Occasionally, I’d stay behind in the morning while she’d go off to school. I never felt relaxed alone there, because one morning her parents had shown up with about 15 minutes warning. It was a terribly awkward way to meet, and they never warmed up to me even after a year and change.
The harp was so intriguing. But intimidating. It took me forever to finally pluck it’s strings, and by that point in our relationship she was living in a new apartment with a friend who was one of those horse-girls, and insisted on pronouncing it “alu-minium” even though she’d grown up in Central-Ass Texas, in order that she could remind everyone that her parents were British. One time she got very frustrated because I was staying there all the time, and she became so upset arguing about it that she snorted and stamped her feet, exactly like a horse. My girlfriend and I just backed out of the room, bumping into her boyfriend who was over about as often as I was.

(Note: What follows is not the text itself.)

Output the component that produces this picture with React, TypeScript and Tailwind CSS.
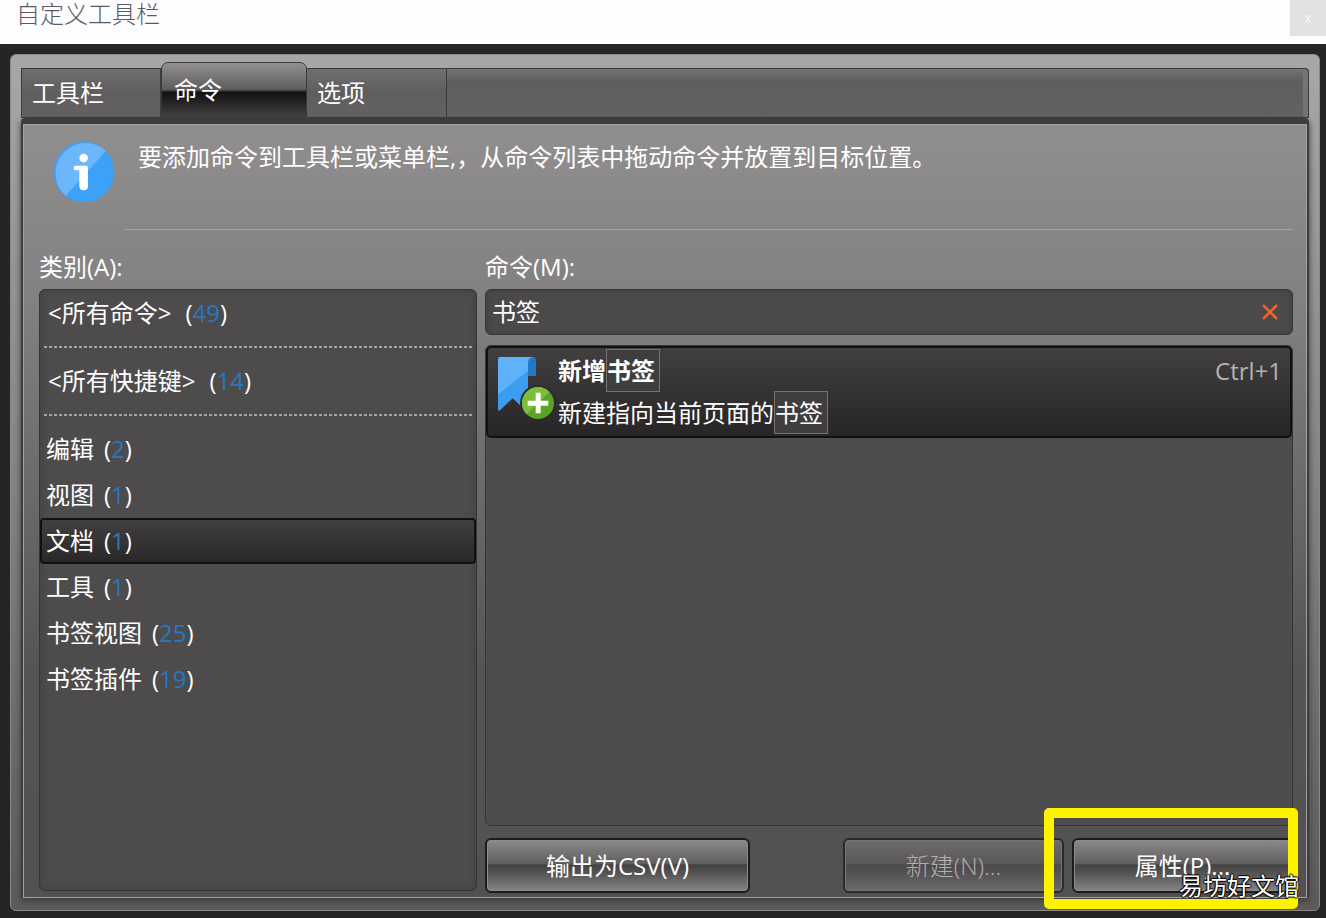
import { useState } from "react"
import clsx from "clsx"

const tabs = ["工具栏", "命令", "选项"]

const allGroups = [
  { name: "<所有命令>", count: 49 },
  { name: "<所有快捷键>", count: 14 },
]

const categories = [
  { name: "编辑", count: 2 },
  { name: "视图", count: 1 },
  { name: "文档", count: 1 },
  { name: "工具", count: 1 },
  { name: "书签视图", count: 25 },
  { name: "书签插件", count: 19 },
]

function InfoIcon() {
  return (
    <svg viewBox="160 423 186 186" className="size-[62px] shrink-0" aria-hidden="true">
      <circle cx="253" cy="516" r="91" fill="#3ba2f8" />
      <path d="M319 452 L198 588 A91 91 0 0 1 319 452 Z" fill="#6cb6fc" />
      <circle cx="252" cy="474" r="13" fill="#fff" />
      <path d="M228 497 H259 Q265 497 265 503 V558 Q265 571 252 571 Q239 571 239 558 V511 H228 Q222 511 222 504 Q222 497 228 497 Z" fill="#fff" />
    </svg>
  )
}

function AddBookmarkIcon() {
  return (
    <svg viewBox="48 42 180 198" className="h-[66px] w-[60px] shrink-0" aria-hidden="true">
      <path d="M143 48 H158 Q168 48 168 60 V105 H143 Z" fill="#2478c8" />
      <path d="M60 48 H158 Q144 50 144 66 V215 L98 172 L60 208 Q54 211 54 205 V56 Q54 48 60 48 Z" fill="#3a9df0" />
      <path d="M60 48 H158 Q144 50 144 66 V90 L54 160 V56 Q54 48 60 48 Z" fill="#5fb2fa" />
      <circle cx="174" cy="186" r="54" fill="#2d2b2b" />
      <circle cx="174" cy="186" r="48" fill="#5aa325" />
      <path d="M140 220 A48 48 0 0 1 208 152 Z" fill="#7bbd3c" />
      <path d="M167 155 H182 V179 H205 V194 H182 V217 H167 V194 H143 V179 H167 Z" fill="#fff" />
    </svg>
  )
}

type CategoryRowProps = {
  name: string
  count: number
  wide?: boolean
  selected: boolean
  onSelect: (name: string) => void
}

function CategoryRow({ name, count, wide, selected, onSelect }: CategoryRowProps) {
  return (
    <button
      type="button"
      aria-pressed={selected}
      onClick={() => onSelect(name)}
      className={clsx(
        "flex h-[46px] w-full items-center rounded-[4px] border-2 text-left whitespace-pre",
        wide ? "gap-3.5 pl-1.5" : "gap-2.5 pl-1",
        selected ? "border-[#121010] bg-linear-to-b from-[#413f40] to-[#292727]" : "border-transparent"
      )}
    >
      <span>{name}</span>
      <span>
        (<span className="text-[#2878c0]">{count}</span>)
      </span>
    </button>
  )
}

function DottedRule() {
  return (
    <div className="flex h-[22px] items-center px-1">
      <div className="h-0.5 w-full bg-[repeating-linear-gradient(90deg,#a5a4a4_0_3px,transparent_3px_5px)]" />
    </div>
  )
}

function Match({ children }: { children: string }) {
  return <mark className="border border-[#747273] bg-[#3f3d3e] py-1 pr-1 text-white">{children}</mark>
}

const glossy =
  "h-[55px] rounded-[6px] border-2 border-[#1d1b1c] bg-[linear-gradient(180deg,#8b898a_0%,#605e5f_46%,#434142_49%,#555354_65%,#858384_100%)] shadow-[inset_0_0_0_1px_#8d8b8c]"

export default function App() {
  const [tab, setTab] = useState("命令")
  const [category, setCategory] = useState("文档")
  const [query, setQuery] = useState("书签")

  return (
    <div className="flex min-h-screen flex-col bg-[#262424] font-['Open_Sans','Noto_Sans_CJK_SC',sans-serif] text-2xl leading-8 text-white">
      <header className="flex h-11 items-start justify-between bg-[#fdfcfe] pl-4">
        <h1 className="leading-7 font-light text-[#5c5a5c]">自定义工具栏</h1>
        <button type="button" aria-label="关闭" className="h-9 w-9 bg-[#e2e1e3] text-sm text-[#f8f8f8]">
          x
        </button>
      </header>

      <main className="mt-2.5 mr-1.5 mb-[7px] ml-2.5 flex grow flex-col rounded-[6px] border border-[#8a8889] bg-linear-to-b from-[#a8a6a8] via-[#858384] to-[#5c5a5b] px-2.5 pt-[7px] pb-3">
        <div role="tablist" className="flex items-end">
          {tabs.map((name) => (
            <button
              key={name}
              type="button"
              role="tab"
              aria-selected={tab === name}
              onClick={() => setTab(name)}
              className={clsx(
                "border text-left",
                tab === name
                  ? "h-14 w-[146px] rounded-t-[7px] border-[#3c3a3b] bg-[linear-gradient(180deg,#929091_0%,#5e5c5d_49%,#141212_54%,#211f20_70%,#444243_100%)] pl-3"
                  : "h-[50px] w-[140px] border-[#3c3a3b] bg-linear-to-b from-[#6f6d6e] via-[#5f5d5e] to-[#636162] pl-2.5 not-first:border-l-0"
              )}
            >
              {name}
            </button>
          ))}
          <div className="h-[50px] grow rounded-tr-[4px] border border-l-0 border-[#3c3a3b] bg-linear-to-b from-[#757374] via-[#5f5d5e] via-25% to-[#636162] shadow-[inset_-5px_0_0_#757374]" />
        </div>

        <section className="flex grow flex-col rounded-t-[4px] border-x-2 border-t-[6px] border-[#3d3b3b] shadow-[0_3px_6px_#3d3b3b]">
          <div className="flex grow flex-col border border-[#a3a1a2] bg-[linear-gradient(180deg,#908e8f_0%,#828081_23%,#565455_70%,#525051_100%)] pr-[13px] pb-1 pl-[15px]">
            <div className="flex gap-[9px] pt-4 pl-3.5">
              <InfoIcon />
              <p className="grow border-b border-[#a5a3a4] pb-14 pl-3.5">
                要添加命令到工具栏或菜单栏,，从命令列表中拖动命令并放置到目标位置。
              </p>
            </div>

            <div className="grid grow grid-cols-[438fr_808fr] gap-x-2 pt-[21px]">
              <div className="flex flex-col pb-0.5">
                <h2 className="pb-1.5">类别(A):</h2>
                <div className="grow rounded-[6px] border border-[#363435] bg-[#4d4b4c] shadow-[inset_0_0_6px_#403e3f]">
                  {allGroups.map((item) => (
                    <div key={item.name}>
                      <CategoryRow {...item} wide selected={category === item.name} onSelect={setCategory} />
                      <DottedRule />
                    </div>
                  ))}
                  {categories.map((item) => (
                    <CategoryRow key={item.name} {...item} selected={category === item.name} onSelect={setCategory} />
                  ))}
                </div>
              </div>

              <div className="flex flex-col">
                <label htmlFor="search" className="pb-1.5">
                  命令(M):
                </label>
                <div className="flex h-[46px] items-center rounded-[6px] border border-[#363435] bg-[#4b494a] shadow-[inset_0_0_6px_#403e3f]">
                  <input
                    id="search"
                    value={query}
                    onChange={(e) => setQuery(e.target.value)}
                    className="min-w-0 grow bg-transparent pl-1.5 outline-none"
                  />
                  <button type="button" aria-label="清除" onClick={() => setQuery("")} className="px-3.5">
                    <svg viewBox="0 0 16 16" className="size-4" aria-hidden="true">
                      <path d="M1 1 L15 15 M15 1 L1 15" stroke="#f0622a" strokeWidth="2.6" />
                    </svg>
                  </button>
                </div>

                <div className="mt-2.5 grow rounded-[6px] border border-[#363435] bg-[#4e4c4d]">
                  <button
                    type="button"
                    className="flex h-[92px] w-full items-start gap-0.5 rounded-[5px] border-2 border-[#121010] bg-linear-to-b from-[#413f40] to-[#272525] pt-[7px] pr-2 pl-2 text-left"
                  >
                    <AddBookmarkIcon />
                    <span className="flex grow flex-col gap-2.5">
                      <span className="font-bold">
                        新增<Match>书签</Match>
                      </span>
                      <span>
                        新建指向当前页面的<Match>书签</Match>
                      </span>
                    </span>
                    <kbd className="font-['Open_Sans',sans-serif] text-[#b5b3b4]">Ctrl+1</kbd>
                  </button>
                </div>

                <div className="mt-3 flex">
                  <button type="button" className={clsx(glossy, "w-[265px]")}>
                    输出为CSV(V)
                  </button>
                  <button
                    type="button"
                    disabled
                    className="mr-2 ml-auto h-[55px] w-[221px] rounded-[6px] border-2 border-[#2b292a] bg-[linear-gradient(180deg,#6d6b6c_0%,#5a5859_46%,#4b494a_49%,#545253_65%,#6b696a_100%)] font-light text-[#b0aeaf] shadow-[inset_0_0_0_1px_#757374]"
                  >
                    新建(N)...
                  </button>
                  <div className="relative">
                    <button type="button" className={clsx(glossy, "w-[221px]")}>
                      属性(P)...
                    </button>
                    <div className="pointer-events-none absolute -top-[30px] -right-[5px] -bottom-4 -left-7 rounded-[5px] border-10 border-[#fff200]" />
                    <span className="pointer-events-none absolute -right-1.5 -bottom-[9px] whitespace-nowrap [text-shadow:1px_0_1px_#000,-1px_0_1px_#000,0_1px_1px_#000,0_-1px_1px_#000]">
                      易坊好文馆
                    </span>
                  </div>
                </div>
              </div>
            </div>
          </div>
        </section>
      </main>
    </div>
  )
}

And so it was one morning while I was alone with no girlfriend, no horse-girl and no horse-girl’s boyfriend, that I finally dragged my hands across its bow. It was an amazing sound, even if it was slightly out of tune. It felt so good to bring it to life, this clothes rack that had been essentially silent this whole existence of our relationship but always present.
Could there be a metaphor buried in this story? Doubtful. We weren’t even in our 20s, there’s nothing too deep in your relationships at that age.